Merger filing guidance: Anti-monopoly Compliance Guidelines for Concentration of Undertakings (the ‘Merger Control Guidelines’)

On 11 September 2023, SAMR issued the Merger Control Guidelines, which offered practical guide for undertakings in merger control filing. The Merger Control Guidelines provide for thorough instructions, including factors to be considered by SAMR in control analysis (in particular, veto rights over the appointment and removal of senior management, annual budgets and business plans would suggest control). The Merger Control Guidelines also address potential global filing obligation for Chinese undertakings, suggesting more schedule on deal timetable.
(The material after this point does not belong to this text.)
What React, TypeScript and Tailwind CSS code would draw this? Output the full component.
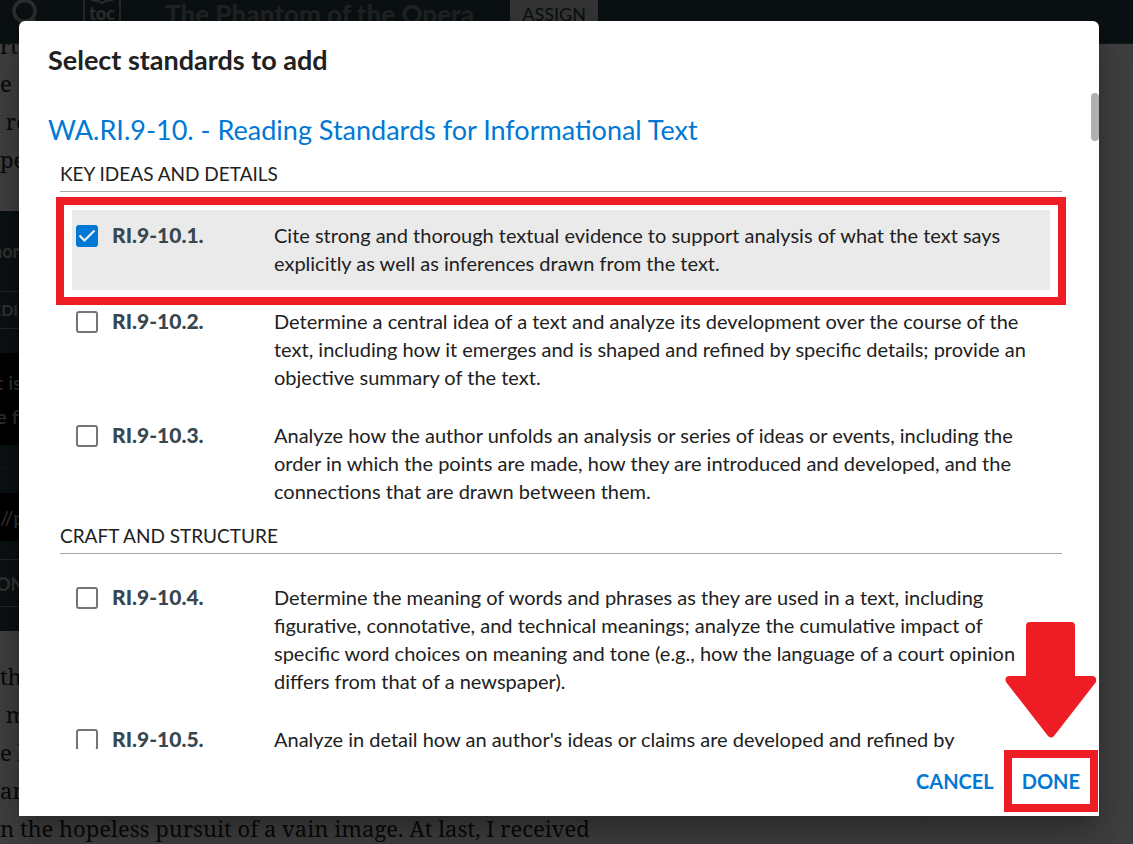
import React, { useState } from "react"

type Standard = {
  id: string
  text: string
}

type Section = {
  title: string
  standards: Standard[]
}

const sections: Section[] = [
  {
    title: "KEY IDEAS AND DETAILS",
    standards: [
      {
        id: "RI.9-10.1.",
        text: "Cite strong and thorough textual evidence to support analysis of what the text says explicitly as well as inferences drawn from the text.",
      },
      {
        id: "RI.9-10.2.",
        text: "Determine a central idea of a text and analyze its development over the course of the text, including how it emerges and is shaped and refined by specific details; provide an objective summary of the text.",
      },
      {
        id: "RI.9-10.3.",
        text: "Analyze how the author unfolds an analysis or series of ideas or events, including the order in which the points are made, how they are introduced and developed, and the connections that are drawn between them.",
      },
    ],
  },
  {
    title: "CRAFT AND STRUCTURE",
    standards: [
      {
        id: "RI.9-10.4.",
        text: "Determine the meaning of words and phrases as they are used in a text, including figurative, connotative, and technical meanings; analyze the cumulative impact of specific word choices on meaning and tone (e.g., how the language of a court opinion differs from that of a newspaper).",
      },
      {
        id: "RI.9-10.5.",
        text: "Analyze in detail how an author's ideas or claims are developed and refined by",
      },
    ],
  },
]

const ReaderPage: React.FC = () => (
  <div className="flex h-full flex-col bg-white">
    <header className="relative z-10 flex h-11 shrink-0 items-start border-b border-[#51626b] bg-[#2f424b] pl-[9px] text-[#b5b5b5]">
      <svg viewBox="0 0 30 30" className="h-[30px] w-[30px]" fill="none" stroke="currentColor" strokeWidth="3.5">
        <circle cx="15.5" cy="11" r="10.5" />
        <path d="M22 18l7 8" strokeWidth="4.5" />
      </svg>
      <div className="ml-11 flex h-7 w-[38px] flex-col items-center border-x-2 border-[#a0a0a0]">
        <svg viewBox="0 0 34 5" className="h-[5px] w-[34px] shrink-0" fill="none" stroke="currentColor" strokeWidth="2">
          <path d="M6 0c4 0 8 1 11 3c3-2 7-3 11-3" />
        </svg>
        <span className="text-lg leading-4 font-black">toc</span>
      </div>
      <h1 className="ml-11 text-[26px] leading-7 font-black text-[#808a8f]">The Phantom of the Opera</h1>
      <button className="ml-9 h-7 w-[88px] bg-[#d8d8d8] text-lg leading-7 font-medium text-[#37474f]">ASSIGN</button>
    </header>
    <main className="min-h-0 w-[923px] flex-1 overflow-hidden border-r border-gray-200 font-['Noto_Serif','Liberation_Serif',serif] text-[22px] leading-[38px] text-[#2b2b2b]">
      <p className="-mt-[18px]">
        rt
        <br />e of
        <br />
        &nbsp;re
        <br />
        pe
      </p>
      <section className="mt-[33px] bg-[#2f424b] font-['Lato',sans-serif] text-lg font-bold text-[#c8c8c8]">
        <p className="-ml-2 h-20 leading-20">nor</p>
        <p className="-ml-2 h-[38px] border-y border-[#a0a0a0] text-base leading-9">EDI</p>
        <div className="mt-6 h-[92px] bg-black pt-3 text-xl leading-[34px] font-medium">
          <p className="-ml-1">t is</p>
          <p className="-ml-1">e fi</p>
        </div>
        <div className="h-6 border-b border-[#455a64]" />
        <div className="mt-6 h-12 bg-black text-xl leading-12 font-medium">//p</div>
        <p className="-ml-1 mt-[18px] h-12 border-y border-[#a0a0a0] text-lg leading-12">ON</p>
        <div className="h-6" />
      </section>
      <p className="mt-[26px] whitespace-nowrap">
        th
        <br />
        &nbsp;me
        <br />e he
        <br />
        an
        <br />n the hopeless pursuit of a vain image. At last, I received
      </p>
    </main>
  </div>
)

const App: React.FC = () => {
  const [selected, setSelected] = useState<string[]>(["RI.9-10.1."])

  const toggle = (id: string) => {
    setSelected(selected.includes(id) ? selected.filter((s) => s !== id) : [...selected, id])
  }

  return (
    <div className="relative h-screen overflow-hidden font-['Lato','Liberation_Sans',sans-serif]">
      <ReaderPage />

      <div className="absolute inset-0 z-20 bg-black/75 pt-[21px] pr-[34px] pb-7 pl-[19px]">
        <div
          role="dialog"
          aria-labelledby="dialog-title"
          className="relative flex h-full flex-col rounded-t-md bg-white text-[#212121] shadow-[0_11px_15px_-7px_rgba(0,0,0,0.2),0_24px_38px_3px_rgba(0,0,0,0.14),0_9px_46px_8px_rgba(0,0,0,0.12)]"
        >
          <h2 id="dialog-title" className="h-[72px] shrink-0 px-[29px] pt-[23px] text-[27px] leading-8 font-bold">
            Select standards to add
          </h2>

          <div className="relative min-h-0 flex-1 overflow-hidden pt-[21px] pr-[37px] pl-[29px]">
            <div className="absolute top-0 right-0 h-12 w-2 rounded-full bg-[#b0b0b0]" />
            <h3 className="text-[27px] leading-8 text-[#0078d4]">
              WA.RI.9-10. - Reading Standards for Informational Text
            </h3>
            <div className="mt-4 flex flex-col gap-1.5 pl-3">
              {sections.map((section) => (
                <section key={section.title}>
                  <h4 className="mb-[18px] border-b border-[#a8a8a8] pb-[5px] text-[19px] leading-6">{section.title}</h4>
                  <div className="flex flex-col gap-1.5 px-3">
                    {section.standards.map((standard) => {
                      const checked = selected.includes(standard.id)
                      return (
                        <div
                          key={standard.id}
                          className={
                            checked
                              ? "relative grid grid-cols-[36px_162px_1fr] bg-[#eaeaea] pt-[11px] pb-[13px] pl-1"
                              : "relative grid grid-cols-[36px_162px_1fr] pt-[11px] pb-[13px] pl-1"
                          }
                        >
                          <span className="relative mt-1 h-[22px] w-[22px]">
                            <input
                              type="checkbox"
                              id={standard.id}
                              checked={checked}
                              onChange={() => toggle(standard.id)}
                              className="block h-full w-full appearance-none rounded-[3px] border-2 border-[#757575] checked:border-[#0078d4] checked:bg-[#0078d4]"
                            />
                            {checked && (
                              <svg viewBox="0 0 22 22" className="pointer-events-none absolute inset-0" fill="none" stroke="#f2f2f2" strokeWidth="2.2">
                                <path d="M3.5 10.5l5 5l10-10" />
                              </svg>
                            )}
                          </span>
                          <label htmlFor={standard.id} className="text-[21px] leading-7 font-black text-[#37474f]">
                            {standard.id}
                          </label>
                          <p className="text-xl leading-7">{standard.text}</p>
                          {standard.id === "RI.9-10.1." && (
                            <div className="pointer-events-none absolute -inset-x-4 -top-[13px] -bottom-[15px] border-8 border-[#ee1c24]" />
                          )}
                        </div>
                      )
                    })}
                  </div>
                </section>
              ))}
            </div>
          </div>

          <div className="relative flex h-[67px] shrink-0 items-center justify-end gap-3 pr-[11px] pb-[3px] text-xl font-bold text-[#0078d4]">
            <button className="px-2">CANCEL</button>
            <button className="relative px-2">
              DONE
              <span className="pointer-events-none absolute -inset-x-[10px] -inset-y-[17px] border-8 border-[#ee1c24]">
                <svg viewBox="0 0 92 116" className="absolute bottom-full left-1/2 mb-5 h-[116px] w-[92px] -translate-x-1/2" fill="#ee1c24">
                  <path d="M25 0H66Q70 0 70 4V54H87Q92 54 91 60L49 114Q46 117 43 114L1 60Q-1 54 5 54H21V4Q21 0 25 0Z" />
                </svg>
              </span>
            </button>
          </div>
        </div>
      </div>
    </div>
  )
}

export default App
More efficiency for soft antitrust enforcement: ‘three notices and one letter’ mechanism

On 6 December 2023, SAMR and the State Council’s Office of the Anti-Monopoly and Anti-Unfair Competition Commission jointly issued the ‘three notices and one letter’ mechanism (the ‘Mechanism’), which aims to streamline antitrust enforcement with increased efficiency. The Mechanism provides for the following regulatory approaches consisting of reminders, interviews and formal investigation stages, including: (1) letter of reminder to prevent antitrust risks, which serves as a proactive measure reminding and urging undertakings to rectify identified antitrust issues within a designated time period; (2) notice of talk to interview relevant personnel in charge of the undertakings requesting for proposed improvement measures, in case the first notice failed; (3) notice of investigation, which is triggered if there is preliminary evidence proving the existence of anti-competitive conduct or the undertakings concerned refuse to accept or hinder the investigation; and (4) notice of administrative penalty or advice after the antitrust enforcement agencies made its decision. Soft enforcement has already been utilised by SAMR in June, when SAMR held regulatory talk with four pig breeders for a non-poaching initiative. With the Mechanism, it is expected that the overall antitrust enforcement in China will be more efficient.